Your core values as a filter: saying no to prestige traps

A compass does two jobs. It points you toward fit – and it lets you say no to things that look good but aren’t.

That second job matters more than people admit, because the most dangerous career mistakes rarely look like mistakes. They look like promotions. The bigger title, the raise, the corner office, the “obvious yes.” High achievers are especially exposed here, because they’ve been rewarded their whole lives for accepting the next rung – and saying yes becomes a reflex.

This is the prestige trap: taking a role because it’s impressive to others, then discovering it quietly violates the values that actually sustain you. The brilliant individual contributor who gets promoted into management and loses the hands-on craft they loved. The person who chases the prestigious firm and trades away every shred of autonomy to get there. On paper, a win. In practice, a slow drain – and often the very thing that tips people into burnout.

Your values are how you spot the trap before you fall in. Run the impressive opportunity through your compass: Does this protect what actually matters to me, or just what looks good to everyone else? If a “great opportunity” fails your top values, it isn’t a great opportunity for you. It’s someone else’s definition of success wearing your name.

Saying no to that is not throwing away ambition. It’s aiming ambition at something that’ll still feel worth it once the novelty wears off.

A simple method to move from running to choosing

You can turn all of this into a repeatable decision tool. It takes one evening.

  1. Name your top values. Pick three to five from the prompts above. Write them down. This is your compass.
  2. Score your current situation. Rate how well your present job satisfies each one. This usually reveals which values are being starved – far more specific than “I’m unhappy.”
  3. Score every option the same way. New roles, internal moves, side paths – run each through the same values, not through salary or prestige first.
  4. Give yourself permission to decline. Any option that scores well on prestige but poorly on your real values goes in the “no” pile, however impressive it looks.
  5. Move toward the highest-fit option, not the fastest exit. That’s the whole shift – from “get me out” to “get me there.”

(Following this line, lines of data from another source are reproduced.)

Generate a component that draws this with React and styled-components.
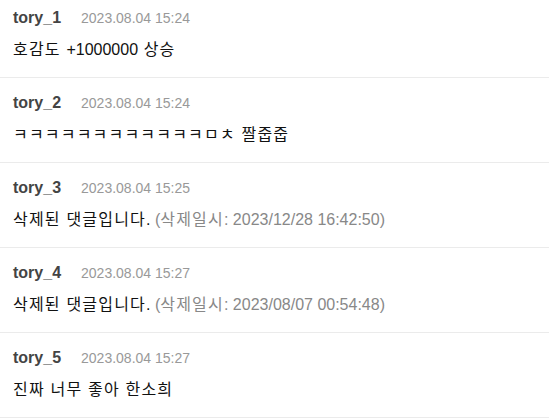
import React from 'react';
import styled, { createGlobalStyle } from 'styled-components';

const GlobalStyle = createGlobalStyle`
  body {
    margin: 0;
    background: #fff;
    font-family: 'Liberation Sans', Arial, 'Noto Sans CJK KR', sans-serif;
  }
`;

const List = styled.ul`
  list-style: none;
  margin: 0;
  padding: 0;
`;

const Item = styled.li`
  padding: 16px 13px 15px;
  border-bottom: 1px solid #ebebeb;

  &:first-child {
    padding-top: 9px;
  }
`;

const Meta = styled.div`
  display: flex;
  align-items: baseline;
  gap: 20px;
  line-height: 17px;
`;

const Name = styled.span`
  font-size: 16px;
  font-weight: bold;
  color: #444;
`;

const Date = styled.span`
  font-size: 14px;
  color: #999;
`;

const Content = styled.p`
  margin: 11px 0 0;
  font-size: 16px;
  line-height: 24px;
  color: #111;
`;

const Deleted = styled.span`
  color: #888;
`;

// hangul renders a bit wider in the original font
const Syl = styled.span`
  letter-spacing: 1.2px;
`;

const hangul = (text) =>
  text.split(/([ㄱ-ㆎ가-힣 ]+)/).map((part, i) =>
    /[ㄱ-ㆎ가-힣]/.test(part) ? <Syl key={i}>{part}</Syl> : part
  );

const comments = [
  { name: 'tory_1', date: '2023.08.04 15:24', text: '호감도 +1000000 상승' },
  { name: 'tory_2', date: '2023.08.04 15:24', text: 'ㅋㅋㅋㅋㅋㅋㅋㅋㅋㅋㅋㅋㅁㅊ 짤줍줍' },
  { name: 'tory_3', date: '2023.08.04 15:25', deletedAt: '2023/12/28 16:42:50' },
  { name: 'tory_4', date: '2023.08.04 15:27', deletedAt: '2023/08/07 00:54:48' },
  { name: 'tory_5', date: '2023.08.04 15:27', text: '진짜 너무 좋아 한소희' },
];

const App = () => {
  return (
    <>
      <GlobalStyle />
      <List>
        {comments.map((c) => (
          <Item key={c.name}>
            <Meta>
              <Name>{c.name}</Name>
              <Date>{c.date}</Date>
            </Meta>
            <Content>
              {c.deletedAt ? (
                <>
                  {hangul('삭제된 댓글입니다. ')}
                  <Deleted>{hangul(`(삭제일시: ${c.deletedAt})`)}</Deleted>
                </>
              ) : (
                hangul(c.text)
              )}
            </Content>
          </Item>
        ))}
      </List>
    </>
  );
};

export default App;
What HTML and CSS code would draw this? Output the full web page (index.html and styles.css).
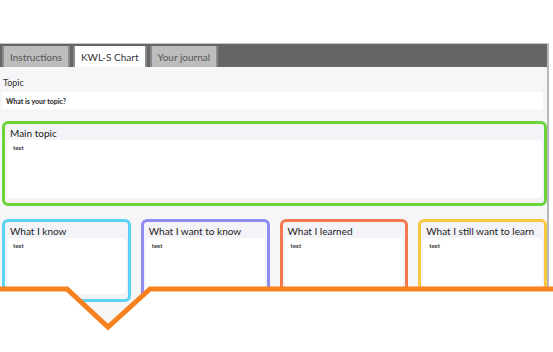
FILE: index.html
```html
<!DOCTYPE html>
<html lang="en">
<head>
    <meta charset="UTF-8">
    <title>KWL-S Chart</title>
    <link rel="stylesheet" href="styles.css">
</head>
<body>

<div class="app">
    <div class="tabs">
        <div class="tab">Instructions</div>
        <div class="tab active">KWL-S Chart</div>
        <div class="tab">Your journal</div>
    </div>

    <div class="panel">
        <div class="topic">
            <div class="label">Topic</div>
            <div class="field">What is your topic?</div>
        </div>

        <div class="box main">
            <div class="box-title">Main topic</div>
            <div class="area">text</div>
        </div>

        <div class="cards">
            <div class="box card know">
                <div class="box-title">What I know</div>
                <div class="area">text</div>
            </div>
            <div class="box card want">
                <div class="box-title">What I want to know</div>
                <div class="area">text</div>
            </div>
            <div class="box card learned">
                <div class="box-title">What I learned</div>
                <div class="area">text</div>
            </div>
            <div class="box card still">
                <div class="box-title">What I still want to learn</div>
                <div class="area">text</div>
            </div>
        </div>
    </div>
</div>

<svg class="overlay" width="553" height="352" viewBox="0 0 553 352">
    <path d="M0 289 L67 289 L108 327 L150 289 L553 289 L553 352 L0 352 Z" fill="#fff"/>
    <polyline points="-2,289 67,289 108,327 150,289 555,289" fill="none" stroke="#f5821f" stroke-width="5"/>
</svg>

</body>
</html>
```

FILE: styles.css
```css
body {
    margin: 0;
    padding: 0;
    background: #fff;
    font-family: Lato, "Open Sans", sans-serif;
    color: #222;
    position: relative;
    height: 352px;
    overflow: hidden;
}
.app {
    margin-top: 43px;
    width: 547px;
    border-top: 1px solid #c8c8c8;
    border-right: 2px solid #b8b8b8;
}
.tabs {
    background: #666;
    height: 23px;
    display: flex;
    align-items: flex-end;
    gap: 3px;
    padding-left: 2px;
}
.tab {
    height: 21px;
    box-sizing: border-box;
    padding: 0 6px;
    background: #bdbdbd;
    border-left: 2px solid #8a8a8a;
    border-right: 2px solid #8a8a8a;
    font-size: 10px;
    color: #555;
    display: flex;
    align-items: center;
}
.tab.active {
    background: #fff;
    color: #333;
}
.panel {
    background: #f6f6f8;
    padding: 10px 0 30px 2px;
}
.topic {
    padding-right: 4px;
}
.label {
    font-size: 9px;
    color: #333;
    padding-left: 1px;
}
.field {
    background: #fff;
    margin-top: 4px;
    height: 17px;
    font-size: 7px;
    font-weight: bold;
    padding-left: 4px;
    display: flex;
    align-items: center;
}
.box {
    border: 3px solid #6bd43d;
    border-radius: 6px;
    background: #f4f4f8;
    padding: 3px 2px 5px 2px;
}
.box-title {
    font-size: 10px;
    color: #222;
    padding: 0 3px 1px;
}
.area {
    background: #fff;
    border-radius: 4px;
    font-size: 6px;
    font-weight: bold;
    padding: 4px 6px;
    color: #333;
}
.main {
    margin-top: 12px;
}
.main .area {
    height: 50px;
}
.cards {
    margin-top: 13px;
    display: grid;
    grid-template-columns: repeat(4, 1fr);
    gap: 10px;
}
.card .area {
    height: 48px;
}
.know { border-color: #5dd3f2; }
.want { border-color: #8d8cf2; }
.learned { border-color: #f47a4d; }
.still { border-color: #f6c83f; }
.overlay {
    position: absolute;
    left: 0;
    top: 0;
}
```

The difference between this and a panicked escape is that you now have a destination you chose on purpose. You’re not running from the last bad thing. You’re walking toward a defined one.

A hand sorting options into two piles guided by a compass, representing scoring career choices against core values.

Where a tool helps you see your core values

Here’s the catch with values: they’re often clearest in hindsight and hardest to name in the moment. Most people can feel when work is wrong long before they can articulate why. That blank “name your top values” page is exactly where the method stalls.

That’s the gap CareerSeeker AI was built to close. The questions dig into what you valued and what drained you across past experiences – not just your skills – and turn those answers into a read on the conditions a role needs to meet for you to thrive. The career quiz takes about ten minutes and needs no account.

The deeper Career Plans take it further, translating your values and history into specific directions with the reasoning attached – so you’re not just told what might fit, but why, in terms you can argue with. It’s the difference between a vague pull away from where you are and a clear sense of where you’re actually trying to go. For more on naming a direction when you feel completely stuck, the step-by-step guide to finding a career when you feel lost pairs well with this.

The honest heads-up

Knowing your values doesn’t make hard choices easy. It makes them clearer – which is not the same thing. You’ll still face trade-offs where two real values pull against each other, and no framework resolves those for you. A compass tells you which way is north. It doesn’t walk the trail.

What it does do is end the specific trap this whole piece is about: changing jobs over and over without ever changing the thing underneath. Stop solving for “not this.” Start solving for “this, because it fits what I actually value.” That single shift is the difference between running for the rest of your career and finally arriving somewhere you meant to be.